Eine Untersuchungskommission der Vereinten Nationen (UN) hat die Reaktion des syrischen Regimes auf die Erdbeben im Februar scharf kritisiert. Die Regierung von Präsident Baschar al-Assad habe bei der raschen Bereitstellung lebensrettender Hilfe für die Opfer umfassend versagt, sagte Paulo Pinheiro, Vorsitzender der Kommission, am Montag in Genf.
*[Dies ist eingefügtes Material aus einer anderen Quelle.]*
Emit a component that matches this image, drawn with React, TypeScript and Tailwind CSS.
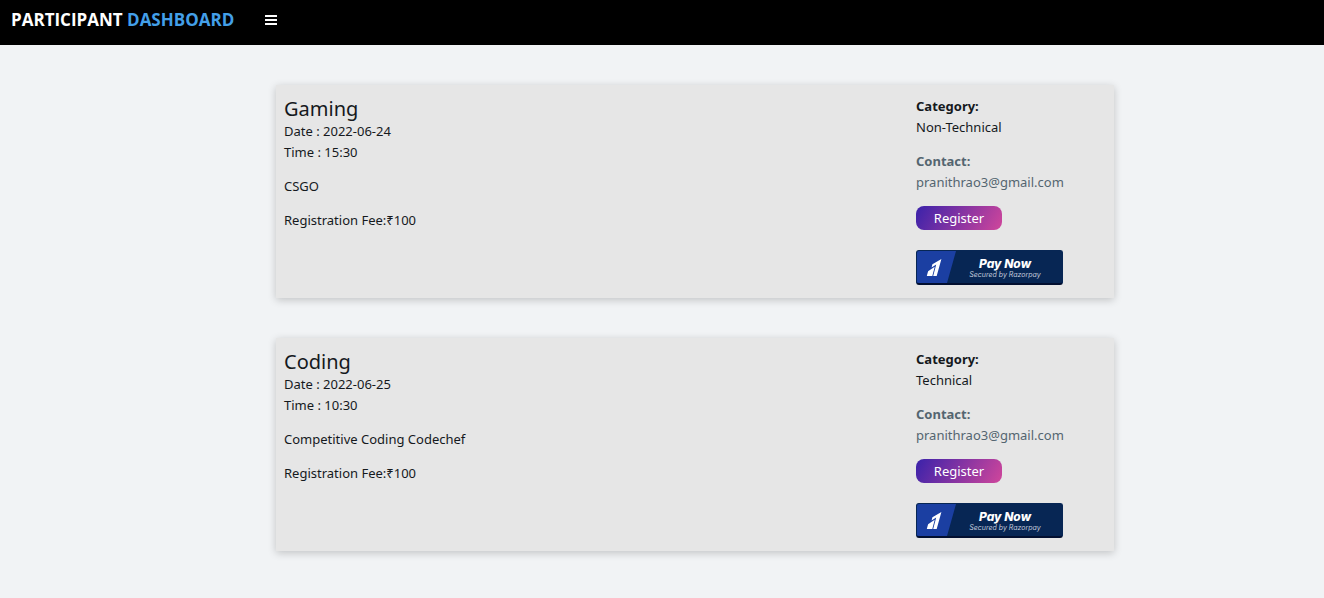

Unmittelbar nach dem Erdbeben Anfang Februar in der türkisch-syrischen Grenzregion habe die Führung in Damaskus eine ganze Woche benötigt, um grenzüberschreitende Hilfe aus der Türkei zu genehmigen, kritisierte die Untersuchungskommission, die im Auftrag des UN-Menschenrechtsrates arbeitet. Es stünden zudem Vorwürfe im Raum, wonach sowohl das Regime als auch Extremistengruppen die grenzüberschreitende Hilfe für die betroffenen Gebiete absichtlich behindert oder verweigert hätten, sagte Kommissionsmitglied Hanny Megally. Dazu zählte etwa der syrische Al-Qaida-Ableger Hayat Tahrir al-Sham (HTS), der die Provinz Idlib und weite Teile des ehemaligen kurdischen Kantons Efrîn im Nordwesten des Landes beherrscht.
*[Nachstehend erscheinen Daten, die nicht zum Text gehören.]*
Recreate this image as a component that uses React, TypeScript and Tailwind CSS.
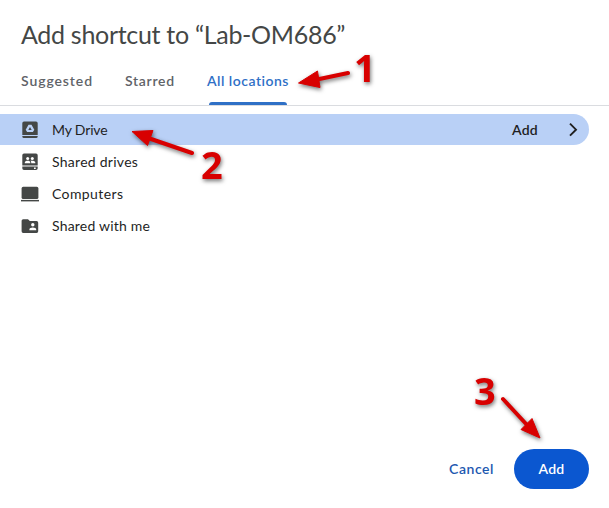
import type { ReactNode } from "react";

function DriveIcon() {
  return (
    <svg width="18" height="18" viewBox="0 0 18 18" fill="#444746">
      <path fillRule="evenodd" d="M3 .5h12a1.7 1.7 0 0 1 1.7 1.7V14H1.3V2.2A1.7 1.7 0 0 1 3 .5Zm4.5 3.2L4.7 8.8l1.4 2.3h5.8l1.4-2.3-2.8-5.1h-3Zm1.5 2.4 1.7 3H7.3l1.7-3Z" />
      <path d="M1.3 15h15.4v.5a1.6 1.6 0 0 1-1.6 1.5H2.9a1.6 1.6 0 0 1-1.6-1.5V15Z" />
    </svg>
  );
}

function SharedDrivesIcon() {
  return (
    <svg width="18" height="18" viewBox="0 0 18 18" fill="#444746">
      <path d="M3 .5h12a1.7 1.7 0 0 1 1.7 1.7v10.3H1.3V2.2A1.7 1.7 0 0 1 3 .5Z" />
      <path fillRule="evenodd" d="M1.3 13.5h15.4v1.8a1.7 1.7 0 0 1-1.7 1.7H3a1.7 1.7 0 0 1-1.7-1.7v-1.8Zm11.7 1v1.4h1.7v-1.4H13Z" />
      <g fill="#fff">
        <circle cx="6.7" cy="5.4" r="1.5" />
        <circle cx="11.3" cy="5.4" r="1.5" />
        <path d="M3.8 10.3V9.5c0-1.2 1.4-1.8 2.9-1.8s2.6.6 2.6 1.8v.8H3.8Zm6.4 0V9.4c0-.7-.3-1.2-.7-1.6 2-.5 4.8.1 4.8 1.7v.8h-4.1Z" />
      </g>
    </svg>
  );
}

function ComputerIcon() {
  return (
    <svg width="18" height="18" viewBox="0 0 18 18" fill="#444746">
      <rect x=".6" y="1.8" width="16.8" height="12.3" rx="1.6" />
      <path d="M0 14.9h18v1.5H0z" />
    </svg>
  );
}

function SharedFolderIcon() {
  return (
    <svg width="18" height="18" viewBox="0 0 18 18" fill="#444746">
      <path d="M2.2 2.2H7l1.8 1.9h6.8a1.6 1.6 0 0 1 1.6 1.6v8.6a1.6 1.6 0 0 1-1.6 1.6H2.2a1.6 1.6 0 0 1-1.6-1.6V3.8a1.6 1.6 0 0 1 1.6-1.6Z" />
      <circle cx="11.8" cy="7.8" r="1.7" fill="#fff" />
      <path d="M8.4 13.3v-.9c0-1.2 1.8-1.9 3.4-1.9s3.4.7 3.4 1.9v.9H8.4Z" fill="#fff" />
    </svg>
  );
}

function Row({ icon, label, tracking, active }: { icon: ReactNode; label: string; tracking: string; active?: boolean }) {
  return (
    <div className={`flex w-[589px] items-center rounded-r-full pl-[21px] text-sm text-[#1f1f1f] ${active ? "mb-px h-[31px] bg-[#b9d0f6]" : "h-8"}`}>
      {icon}
      <span className={`ml-[13px] whitespace-nowrap ${tracking}`}>{label}</span>
      {active && (
        <>
          <span className="ml-auto mr-[31px] font-semibold tracking-[0.25px]">Add</span>
          <svg className="mr-[11px]" width="9" height="14" viewBox="0 0 9 14" fill="none" stroke="#1f1f1f" strokeWidth="1.9">
            <path d="m1 .7 6 6-6 6" />
          </svg>
        </>
      )}
    </div>
  );
}

function Annotations() {
  return (
    <svg className="pointer-events-none absolute inset-0 drop-shadow-[1px_2px_2px_rgba(0,0,0,0.55)]" width="609" height="508" fill="#d80000">
      <g stroke="#d80000" strokeWidth="4" strokeLinecap="round">
        <path d="M348 73 317 79.5M192 153l-41-14M503 399l25 27" />
      </g>
      <path d="m298.5 83 19-12 2.500 16.500ZM132 131.500l21 -1-5.500 15ZM540 438l-19-8.500 11-11Z" stroke="#d80000" strokeLinejoin="round" />
      <g fontFamily="Open Sans, sans-serif" fontWeight="700" fontSize="38">
        <text x="354" y="82">1</text>
        <text x="201" y="179">2</text>
        <text x="474" y="405">3</text>
      </g>
    </svg>
  );
}

export default function App() {
  return (
    <main className="relative flex h-[508px] w-[609px] flex-col overflow-hidden bg-white font-[Lato,sans-serif]">
      <h1 className="ml-[21px] mt-[18px] h-8 whitespace-nowrap text-[25px] leading-8 tracking-[-0.3px] text-[#444746]">Add shortcut to “Lab-OM686”</h1>
      <nav className="mt-2 flex h-12 border-b border-[#dadce0] pl-[21px] text-sm font-semibold text-[#5f6368]">
        <button className="mr-8 flex w-[72px] items-center whitespace-nowrap pb-0.5 tracking-[0.9px]">Suggested</button>
        <button className="mr-8 flex w-[50px] items-center whitespace-nowrap pb-0.5 tracking-[0.7px]">Starred</button>
        <button className="relative flex w-[82px] items-center whitespace-nowrap pb-0.5 tracking-[0.5px] text-[#2f70c6]">
          All locations
          <span className="absolute bottom-0 left-[2px] h-[3px] w-[78px] rounded-t-full bg-[#2f70c6]" />
        </button>
      </nav>
      <section className="mt-[8px] flex flex-col">
        <Row icon={<DriveIcon />} label="My Drive" tracking="tracking-[-0.15px]" active />
        <Row icon={<SharedDrivesIcon />} label="Shared drives" tracking="tracking-[0.27px]" />
        <Row icon={<ComputerIcon />} label="Computers" tracking="tracking-[0.4px]" />
        <Row icon={<SharedFolderIcon />} label="Shared with me" tracking="tracking-[0.2px]" />
      </section>
      <footer className="mb-[19px] mr-5 mt-auto flex items-center justify-end gap-5 text-sm font-semibold">
        <button className="text-[#1d58b0] tracking-[0.55px]">Cancel</button>
        <button className="h-10 w-[75px] rounded-full bg-[#0b57d0] tracking-[0.3px] text-white">Add</button>
      </footer>
      <Annotations />
    </main>
  );
}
UN beklagen andauernde Gewalt in Syrien
Die Kommission warf jedoch auch der internationalen Staatengemeinschaft Versäumnisse vor. Die Syrerinnen und Syrer hätten sich von denjenigen verlassen und vernachlässigt gefühlt, die sie in ihrer Not beschützen sollen, heißt es in dem Bericht. Versäumnisse warf Pinheiro aber auch direkt den UN vor. Der Organisation sei es auch nach zwölf Jahren Krieg in Syrien nicht gelungen, einen Waffenstillstand auszuhandeln, kritisierte er und beklagte die andauernde Gewalt durch das syrische Regime sowie andere „Konfliktparteien“.
Dass der Flughafen von Aleppo nach einem Luftangriff Israels vor knapp einer Woche zeitweise außer Betrieb genommen wurde, war laut den UN für die humanitäre Hilfe „ziemlich kritisch“. „Diese Art von Aktionen trägt auch nicht dazu bei, das Wohlergehen und die Interessen der Zivilbevölkerung nach diesem schrecklichen Ereignis zu schützen“, sagte UN-Expertin Lynn Welchman und sprach von Bombardements anderer Konfliktparteien, die ebenfalls nicht „hilfreich“ seien.
Damit dürften unter anderem Luft- und Bodenangriffe der Türkei gemeint sein, die sich gegen Katastrophengebiete in der Autonomieregion Nord- und Ostsyriens gerichtet hatten. Die Kommission fordert in ihrem Bericht eine Einstellung aller Gewalt und teilte mit, diese Angriffe zu untersuchen. Geprüft würden zudem weiterhin willkürliche Inhaftierungen, Folter und Entführungen durch das syrische Regime sowie durch extremistische Milizen. Die Experten gingen zudem Berichten nach, denen zufolge HTS Zivilpersonen von Erschießungskommandos hinrichten lässt.
Über 15 Millionen Menschen in Syrien auf humanitäre Hilfe angewiesen
Die Vereinten Nationen schätzen, dass rund fünf Millionen Menschen im syrischen Teil des Erdbebengebiets eine Grundversorgung mit Unterkünften und anderen Hilfsgütern benötigen. Bereits vor den Erdbeben vom 6. Februar seien mehr als 15 Millionen Menschen in Syrien auf humanitäre Hilfe angewiesen – mehr als zu jedem anderen Zeitpunkt seit Beginn des Krieges vor zwölf Jahren.